A beneficiary who consents to, acquiesces or concurs in, or ratifies with full knowledge, an act of a trustee in allocating trust assets may, on the ground of waiver or estoppel, be precluded from later objecting to the impropriety of the act and from holding the trustee liable for any resulting loss. See Voorhies v. Blood, 126 Fla. 710, 171 So. 658 (1936) (beneficiaries who acquiesced in substitution of trustees and who accepted benefits of investment could not later complain). See generally Annotation, Beneficiary's Consent to, Acquiescence in, or Ratification of, Trustees' Improper Allocation or Distribution of Assets, 29 A.L.R.2d 1034 (1953); Restatement (Second) of Trusts § 216 (1959). The axiom is based on the proposition that "[i]t would be unfair to allow the [beneficiary] to contend that the act which he impliedly said would be rightful was in fact wrongful." G. Bogert, Trusts & Trustees § 941 at 448 (rev. 2d ed. 1982). When the beneficiary is also a cotrustee, the rule applies with particular force. 76 Am.Jur.2d Trusts § 336 (1975).

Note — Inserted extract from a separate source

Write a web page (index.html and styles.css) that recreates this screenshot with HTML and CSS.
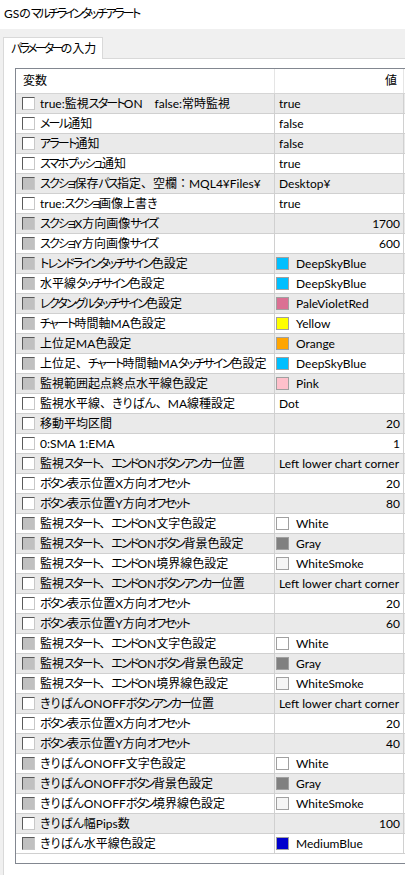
FILE: index.html
```html
<!DOCTYPE html>
<html lang="ja">
<head>
<meta charset="utf-8">
<title>GSのマルチラインタッチアラート</title>
<link rel="stylesheet" href="styles.css">
</head>
<body>
<div class="titlebar">GSの<span class="k">マルチラインタッチアラート</span></div>
<div class="tabstrip">
  <div class="tab"><span class="k">パラメーター</span>の入力</div>
  <div class="tabfill"></div>
</div>
<div class="panel">
  <div class="list">
    <div class="head">
      <div class="hname">変数</div>
      <div class="hval">値</div>
    </div>
    <div class="row odd"><div class="name"><span class="cb"></span><span class="lbl">true:監視<span class="k">スタート</span>ON　false:常時監視</span></div><div class="val">true</div></div>
    <div class="row"><div class="name"><span class="cb"></span><span class="lbl"><span class="k">メール</span>通知</span></div><div class="val">false</div></div>
    <div class="row odd"><div class="name"><span class="cb"></span><span class="lbl"><span class="k">アラート</span>通知</span></div><div class="val">false</div></div>
    <div class="row"><div class="name"><span class="cb"></span><span class="lbl"><span class="k">スマホプッシュ</span>通知</span></div><div class="val">true</div></div>
    <div class="row odd"><div class="name"><span class="cb g"></span><span class="lbl"><span class="k">スクショ</span>保存<span class="k">パス</span>指定<span class="fw">、</span>空欄<span class="fw">：</span>MQL4¥Files¥</span></div><div class="val">Desktop¥</div></div>
    <div class="row"><div class="name"><span class="cb"></span><span class="lbl">true:<span class="k">スクショ</span>画像上書き</span></div><div class="val">true</div></div>
    <div class="row odd"><div class="name"><span class="cb g"></span><span class="lbl"><span class="k">スクショ</span>X方向画像<span class="k">サイズ</span></span></div><div class="val num">1700</div></div>
    <div class="row"><div class="name"><span class="cb g"></span><span class="lbl"><span class="k">スクショ</span>Y方向画像<span class="k">サイズ</span></span></div><div class="val num">600</div></div>
    <div class="row odd"><div class="name"><span class="cb g"></span><span class="lbl"><span class="k">トレンドラインタッチサイン</span>色設定</span></div><div class="val"><span class="sw c-dsb"></span>DeepSkyBlue</div></div>
    <div class="row"><div class="name"><span class="cb g"></span><span class="lbl">水平線<span class="k">タッチサイン</span>色設定</span></div><div class="val"><span class="sw c-dsb"></span>DeepSkyBlue</div></div>
    <div class="row odd"><div class="name"><span class="cb g"></span><span class="lbl"><span class="k">レクタングルタッチサイン</span>色設定</span></div><div class="val"><span class="sw c-pvr"></span>PaleVioletRed</div></div>
    <div class="row"><div class="name"><span class="cb g"></span><span class="lbl"><span class="k">チャート</span>時間軸MA色設定</span></div><div class="val"><span class="sw c-yel"></span>Yellow</div></div>
    <div class="row odd"><div class="name"><span class="cb g"></span><span class="lbl">上位足MA色設定</span></div><div class="val"><span class="sw c-org"></span>Orange</div></div>
    <div class="row"><div class="name"><span class="cb g"></span><span class="lbl">上位足<span class="fw">、</span><span class="k">チャート</span>時間軸MA<span class="k">タッチサイン</span>色設定</span></div><div class="val"><span class="sw c-dsb"></span>DeepSkyBlue</div></div>
    <div class="row odd"><div class="name"><span class="cb g"></span><span class="lbl">監視範囲起点終点水平線色設定</span></div><div class="val"><span class="sw c-pnk"></span>Pink</div></div>
    <div class="row"><div class="name"><span class="cb"></span><span class="lbl">監視水平線<span class="fw">、</span>きりばん<span class="fw">、</span>MA線種設定</span></div><div class="val">Dot</div></div>
    <div class="row odd"><div class="name"><span class="cb"></span><span class="lbl">移動平均区間</span></div><div class="val num">20</div></div>
    <div class="row"><div class="name"><span class="cb"></span><span class="lbl">0:SMA 1:EMA</span></div><div class="val num">1</div></div>
    <div class="row odd"><div class="name"><span class="cb"></span><span class="lbl">監視<span class="k">スタート</span><span class="fw">、</span><span class="k">エンド</span>ON<span class="k">ボタンアンカー</span>位置</span></div><div class="val">Left lower chart corner</div></div>
    <div class="row"><div class="name"><span class="cb"></span><span class="lbl"><span class="k">ボタン</span>表示位置X方向<span class="k">オフセット</span></span></div><div class="val num">20</div></div>
    <div class="row odd"><div class="name"><span class="cb"></span><span class="lbl"><span class="k">ボタン</span>表示位置Y方向<span class="k">オフセット</span></span></div><div class="val num">80</div></div>
    <div class="row"><div class="name"><span class="cb g"></span><span class="lbl">監視<span class="k">スタート</span><span class="fw">、</span><span class="k">エンド</span>ON文字色設定</span></div><div class="val"><span class="sw c-wht"></span>White</div></div>
    <div class="row odd"><div class="name"><span class="cb g"></span><span class="lbl">監視<span class="k">スタート</span><span class="fw">、</span><span class="k">エンド</span>ON<span class="k">ボタン</span>背景色設定</span></div><div class="val"><span class="sw c-gry"></span>Gray</div></div>
    <div class="row"><div class="name"><span class="cb g"></span><span class="lbl">監視<span class="k">スタート</span><span class="fw">、</span><span class="k">エンド</span>ON境界線色設定</span></div><div class="val"><span class="sw c-ws"></span>WhiteSmoke</div></div>
    <div class="row odd"><div class="name"><span class="cb"></span><span class="lbl">監視<span class="k">スタート</span><span class="fw">、</span><span class="k">エンド</span>ON<span class="k">ボタンアンカー</span>位置</span></div><div class="val">Left lower chart corner</div></div>
    <div class="row"><div class="name"><span class="cb"></span><span class="lbl"><span class="k">ボタン</span>表示位置X方向<span class="k">オフセット</span></span></div><div class="val num">20</div></div>
    <div class="row odd"><div class="name"><span class="cb"></span><span class="lbl"><span class="k">ボタン</span>表示位置Y方向<span class="k">オフセット</span></span></div><div class="val num">60</div></div>
    <div class="row"><div class="name"><span class="cb g"></span><span class="lbl">監視<span class="k">スタート</span><span class="fw">、</span><span class="k">エンド</span>ON文字色設定</span></div><div class="val"><span class="sw c-wht"></span>White</div></div>
    <div class="row odd"><div class="name"><span class="cb g"></span><span class="lbl">監視<span class="k">スタート</span><span class="fw">、</span><span class="k">エンド</span>ON<span class="k">ボタン</span>背景色設定</span></div><div class="val"><span class="sw c-gry"></span>Gray</div></div>
    <div class="row"><div class="name"><span class="cb g"></span><span class="lbl">監視<span class="k">スタート</span><span class="fw">、</span><span class="k">エンド</span>ON境界線色設定</span></div><div class="val"><span class="sw c-ws"></span>WhiteSmoke</div></div>
    <div class="row odd"><div class="name"><span class="cb"></span><span class="lbl">きりばんONOFF<span class="k">ボタンアンカー</span>位置</span></div><div class="val">Left lower chart corner</div></div>
    <div class="row"><div class="name"><span class="cb"></span><span class="lbl"><span class="k">ボタン</span>表示位置X方向<span class="k">オフセット</span></span></div><div class="val num">20</div></div>
    <div class="row odd"><div class="name"><span class="cb"></span><span class="lbl"><span class="k">ボタン</span>表示位置Y方向<span class="k">オフセット</span></span></div><div class="val num">40</div></div>
    <div class="row"><div class="name"><span class="cb g"></span><span class="lbl">きりばんONOFF文字色設定</span></div><div class="val"><span class="sw c-wht"></span>White</div></div>
    <div class="row odd"><div class="name"><span class="cb g"></span><span class="lbl">きりばんONOFF<span class="k">ボタン</span>背景色設定</span></div><div class="val"><span class="sw c-gry"></span>Gray</div></div>
    <div class="row"><div class="name"><span class="cb g"></span><span class="lbl">きりばんONOFF<span class="k">ボタン</span>境界線色設定</span></div><div class="val"><span class="sw c-ws"></span>WhiteSmoke</div></div>
    <div class="row odd"><div class="name"><span class="cb"></span><span class="lbl">きりばん幅Pips数</span></div><div class="val num">100</div></div>
    <div class="row"><div class="name"><span class="cb g"></span><span class="lbl">きりばん水平線色設定</span></div><div class="val"><span class="sw c-mb"></span>MediumBlue</div></div>
    <div class="spacer"></div>
  </div>
</div>
</body>
</html>
```
FILE: styles.css
```css
html, body {
  margin: 0;
  padding: 0;
}
body {
  width: 405px;
  height: 875px;
  overflow: hidden;
  background: #f0f0f0;
  font-family: Lato, "Noto Sans CJK JP", sans-serif;
  font-size: 12px;
  font-feature-settings: "palt";
  color: #000;
}
.k {
  letter-spacing: -1.8px;
}
.fw {
  font-feature-settings: normal;
}
.titlebar {
  height: 29px;
  line-height: 28px;
  background: #fff;
  padding-left: 4px;
  white-space: nowrap;
}
.titlebar .k {
  letter-spacing: -2.3px;
}
.tabstrip {
  display: flex;
  padding-top: 8px;
  padding-left: 3px;
  height: 22px;
}
.tab {
  width: 100px;
  height: 22px;
  line-height: 22px;
  background: #fff;
  border: 1px solid #d9d9d9;
  border-bottom: none;
  padding-left: 7px;
  box-sizing: border-box;
  white-space: nowrap;
}
.tab .k {
  letter-spacing: -2.7px;
}
.tabfill {
  flex: 1;
  border-bottom: 1px solid #d9d9d9;
}
.panel {
  margin-left: 3px;
  border-left: 1px solid #d9d9d9;
  background: #fff;
  padding: 9px 0 0 11px;
  height: 820px;
  overflow: hidden;
}
.list {
  width: 420px;
  border: 1px solid #828790;
  background: #fff;
}
.head {
  display: flex;
  height: 24px;
  border-bottom: 1px solid #d5d5d5;
  line-height: 24px;
}
.hname {
  width: 251px;
  padding-left: 7px;
  border-right: 1px solid #e5e5e5;
}
.hval {
  width: 122px;
  padding-right: 6px;
  text-align: right;
  border-right: 1px solid #e5e5e5;
}
.row {
  display: flex;
  height: 19px;
  line-height: 19px;
  border-bottom: 1px solid #d0d0d0;
  white-space: nowrap;
}
.row.odd {
  background: #eaeaea;
}
.name {
  width: 258px;
  display: flex;
  align-items: center;
  border-right: 1px solid #d0d0d0;
  overflow: hidden;
}
.cb {
  width: 13px;
  height: 13px;
  box-sizing: border-box;
  margin-left: 6px;
  margin-right: 5px;
  background: #fff;
  border: 1px solid;
  border-color: #5a5a5a #c8c8c8 #c8c8c8 #5a5a5a;
  flex: none;
}
.cb.g {
  background: #c0c0c0;
}
.val {
  width: 121px;
  padding: 0 3px 0 4px;
  display: flex;
  align-items: center;
  border-right: 1px solid #d0d0d0;
  overflow: hidden;
}
.val.num {
  justify-content: flex-end;
}
.sw {
  width: 13px;
  height: 13px;
  box-sizing: border-box;
  border: 1px solid #a0a0a0;
  margin-left: -3px;
  margin-right: 7px;
  flex: none;
}
.c-dsb { background: #00bfff; }
.c-pvr { background: #db7093; }
.c-yel { background: #ffff00; }
.c-org { background: #ffa500; }
.c-pnk { background: #ffc0cb; }
.c-wht { background: #ffffff; }
.c-gry { background: #808080; }
.c-ws  { background: #f5f5f5; }
.c-mb  { background: #0000cd; }
.spacer {
  height: 9px;
}
```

A trustee is under a duty to keep the beneficiaries reasonably informed about the trust and its administration. G. Bogert, Trusts & Trustees § 961 (rev. 2d ed. 1982); § 737.303, Fla. Stat. (1987). In setting forth the extent of this duty to inform, the Restatement (Second) of Trusts § 173 at 378 (1959), provides as follows:
The trustee is under a duty to the beneficiary to give him upon his request at reasonable times complete and accurate information as to the nature and amount of the trust property, and to permit him or a person duly authorized by him to inspect the subject matter of the trust and the accounts and vouchers and other documents relating to the trust.

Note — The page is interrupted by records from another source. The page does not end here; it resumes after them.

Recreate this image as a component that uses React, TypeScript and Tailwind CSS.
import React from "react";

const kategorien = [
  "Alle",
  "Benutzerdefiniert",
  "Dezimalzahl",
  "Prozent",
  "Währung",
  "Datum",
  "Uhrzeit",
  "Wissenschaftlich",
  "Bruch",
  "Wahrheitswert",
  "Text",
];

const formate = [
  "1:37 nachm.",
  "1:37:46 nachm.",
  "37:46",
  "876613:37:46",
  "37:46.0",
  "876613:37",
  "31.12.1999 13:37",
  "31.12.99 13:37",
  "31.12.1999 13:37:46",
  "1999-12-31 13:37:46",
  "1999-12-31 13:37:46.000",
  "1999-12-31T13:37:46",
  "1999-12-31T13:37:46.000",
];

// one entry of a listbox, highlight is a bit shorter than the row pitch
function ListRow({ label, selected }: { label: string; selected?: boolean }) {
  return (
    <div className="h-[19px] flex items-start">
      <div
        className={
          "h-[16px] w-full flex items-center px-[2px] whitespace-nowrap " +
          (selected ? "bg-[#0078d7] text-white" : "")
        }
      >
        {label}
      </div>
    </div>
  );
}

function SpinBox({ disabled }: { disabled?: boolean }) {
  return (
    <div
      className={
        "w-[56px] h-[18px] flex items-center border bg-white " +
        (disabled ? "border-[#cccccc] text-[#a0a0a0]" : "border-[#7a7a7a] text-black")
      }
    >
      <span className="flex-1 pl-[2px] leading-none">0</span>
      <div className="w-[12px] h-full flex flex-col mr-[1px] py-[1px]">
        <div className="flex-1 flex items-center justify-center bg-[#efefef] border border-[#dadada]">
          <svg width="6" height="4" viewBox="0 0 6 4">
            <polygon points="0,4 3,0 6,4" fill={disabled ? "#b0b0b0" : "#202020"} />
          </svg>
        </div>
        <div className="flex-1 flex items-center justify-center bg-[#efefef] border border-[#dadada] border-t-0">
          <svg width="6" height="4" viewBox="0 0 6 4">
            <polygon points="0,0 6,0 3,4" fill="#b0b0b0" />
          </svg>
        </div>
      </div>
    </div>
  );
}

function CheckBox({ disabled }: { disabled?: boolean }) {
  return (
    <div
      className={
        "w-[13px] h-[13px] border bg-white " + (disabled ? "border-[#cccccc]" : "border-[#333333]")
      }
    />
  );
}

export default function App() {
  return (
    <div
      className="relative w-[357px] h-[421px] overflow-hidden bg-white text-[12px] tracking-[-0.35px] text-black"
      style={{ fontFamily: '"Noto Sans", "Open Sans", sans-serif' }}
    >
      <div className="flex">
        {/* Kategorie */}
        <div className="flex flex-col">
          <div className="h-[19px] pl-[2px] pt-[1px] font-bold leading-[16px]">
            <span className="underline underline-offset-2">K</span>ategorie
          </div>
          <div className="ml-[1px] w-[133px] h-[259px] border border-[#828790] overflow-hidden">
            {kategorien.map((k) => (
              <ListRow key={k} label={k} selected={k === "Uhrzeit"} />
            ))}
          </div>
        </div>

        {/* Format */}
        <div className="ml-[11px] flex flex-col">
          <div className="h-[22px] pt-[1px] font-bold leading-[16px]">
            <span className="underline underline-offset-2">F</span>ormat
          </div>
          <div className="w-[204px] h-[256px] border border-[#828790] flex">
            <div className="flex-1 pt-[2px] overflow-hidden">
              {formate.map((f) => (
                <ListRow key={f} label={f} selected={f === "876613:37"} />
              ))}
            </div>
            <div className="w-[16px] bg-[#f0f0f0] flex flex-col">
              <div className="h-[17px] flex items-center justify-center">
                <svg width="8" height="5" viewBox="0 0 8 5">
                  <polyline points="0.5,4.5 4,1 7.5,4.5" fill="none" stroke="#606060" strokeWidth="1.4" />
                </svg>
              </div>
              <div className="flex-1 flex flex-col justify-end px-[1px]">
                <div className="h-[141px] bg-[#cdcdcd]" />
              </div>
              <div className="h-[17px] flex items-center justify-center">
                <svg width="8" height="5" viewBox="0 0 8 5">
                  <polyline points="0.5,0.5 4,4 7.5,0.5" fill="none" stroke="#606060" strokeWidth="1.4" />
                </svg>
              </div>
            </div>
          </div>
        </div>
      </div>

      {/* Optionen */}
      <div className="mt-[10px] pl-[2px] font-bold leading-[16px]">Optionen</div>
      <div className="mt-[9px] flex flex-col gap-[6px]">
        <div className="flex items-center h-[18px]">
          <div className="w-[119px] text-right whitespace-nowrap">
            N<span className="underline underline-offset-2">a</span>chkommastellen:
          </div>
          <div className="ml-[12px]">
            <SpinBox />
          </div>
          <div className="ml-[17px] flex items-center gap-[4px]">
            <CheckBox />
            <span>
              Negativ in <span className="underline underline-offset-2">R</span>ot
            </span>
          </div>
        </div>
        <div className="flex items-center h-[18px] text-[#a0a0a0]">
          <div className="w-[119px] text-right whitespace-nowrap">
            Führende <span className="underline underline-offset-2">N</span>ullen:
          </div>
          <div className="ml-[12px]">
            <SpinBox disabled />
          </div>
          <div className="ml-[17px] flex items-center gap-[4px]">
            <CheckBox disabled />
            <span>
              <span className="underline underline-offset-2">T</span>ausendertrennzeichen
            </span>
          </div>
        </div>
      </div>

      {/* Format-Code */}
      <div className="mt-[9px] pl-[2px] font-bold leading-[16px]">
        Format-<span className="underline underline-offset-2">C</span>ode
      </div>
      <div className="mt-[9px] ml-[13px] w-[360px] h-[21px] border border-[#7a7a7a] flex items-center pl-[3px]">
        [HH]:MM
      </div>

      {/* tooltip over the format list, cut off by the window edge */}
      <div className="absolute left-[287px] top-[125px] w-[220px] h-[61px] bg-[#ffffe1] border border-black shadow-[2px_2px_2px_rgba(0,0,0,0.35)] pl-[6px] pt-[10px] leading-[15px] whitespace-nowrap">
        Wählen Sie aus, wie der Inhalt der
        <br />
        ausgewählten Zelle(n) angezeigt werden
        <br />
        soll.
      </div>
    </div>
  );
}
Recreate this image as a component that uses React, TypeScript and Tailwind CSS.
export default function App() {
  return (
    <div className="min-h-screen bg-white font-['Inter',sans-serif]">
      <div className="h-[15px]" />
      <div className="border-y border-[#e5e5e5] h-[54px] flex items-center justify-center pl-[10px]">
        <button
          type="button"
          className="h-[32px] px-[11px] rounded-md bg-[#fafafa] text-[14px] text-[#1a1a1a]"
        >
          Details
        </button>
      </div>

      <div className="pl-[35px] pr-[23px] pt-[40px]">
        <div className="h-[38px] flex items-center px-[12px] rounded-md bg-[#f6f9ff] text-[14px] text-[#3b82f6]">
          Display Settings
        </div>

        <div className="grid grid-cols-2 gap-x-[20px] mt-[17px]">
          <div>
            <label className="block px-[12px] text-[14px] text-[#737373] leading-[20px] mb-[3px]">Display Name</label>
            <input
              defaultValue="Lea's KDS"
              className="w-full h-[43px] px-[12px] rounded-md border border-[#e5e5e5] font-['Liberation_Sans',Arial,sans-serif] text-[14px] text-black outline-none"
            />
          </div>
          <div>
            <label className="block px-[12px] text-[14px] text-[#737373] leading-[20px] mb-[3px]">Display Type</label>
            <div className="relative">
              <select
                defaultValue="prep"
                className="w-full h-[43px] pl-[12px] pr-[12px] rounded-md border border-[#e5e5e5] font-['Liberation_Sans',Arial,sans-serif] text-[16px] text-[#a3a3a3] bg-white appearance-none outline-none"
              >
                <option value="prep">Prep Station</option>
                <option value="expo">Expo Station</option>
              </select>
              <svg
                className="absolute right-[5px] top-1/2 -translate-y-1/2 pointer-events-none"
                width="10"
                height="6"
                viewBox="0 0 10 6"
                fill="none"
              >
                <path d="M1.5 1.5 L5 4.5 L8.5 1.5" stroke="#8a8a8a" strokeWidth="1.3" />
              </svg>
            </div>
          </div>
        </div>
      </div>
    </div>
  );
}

Comment (d) to section 173 states that in the absence of a request, the trustee is ordinarily not under a duty to furnish information *686 to the beneficiary. However, "he is under a duty to communicate to the beneficiary material facts affecting the interest of the beneficiary which he knows the beneficiary does not know and which the beneficiary needs to know for his protection in dealing with a third person with respect to his interest." Id. at 379. See also Zottarelli v. Pacific States Savs. & Loan, 94 Cal. App.2d 480, 211 P.2d 23 (1949). Therefore, as a trustee, Smathers had no affirmative duty to explain the effects of the transactions to the beneficiaries unless such an explanation was requested or he knew that they did not have knowledge of the facts. It is undisputed that Mrs. Brent never inquired about the effects of the disbursements.
Facts known to Mrs. Brent in her capacity as cotrustee, or which should have been known, are imputed to her as a beneficiary. Scullin v. Clark, 242 S.W.2d 542 (Mo. 1951) (trustee who is also a beneficiary cannot withhold information from himself). As a cotrustee, she had, or should have had, knowledge equal to that of the cotrustee Smathers regarding the disputed transactions. In administering a trust, a trustee is obligated to be fully informed as to all relevant facts. 90 C.J.S. Trusts § 247 (1955); § 737.302, Fla. Stat. (1987). If there are several trustees, each is under a duty to participate fully in the administration of the trust. IIA. W. Fratcher, Scott on Trusts, § 184 (4th ed. 1987).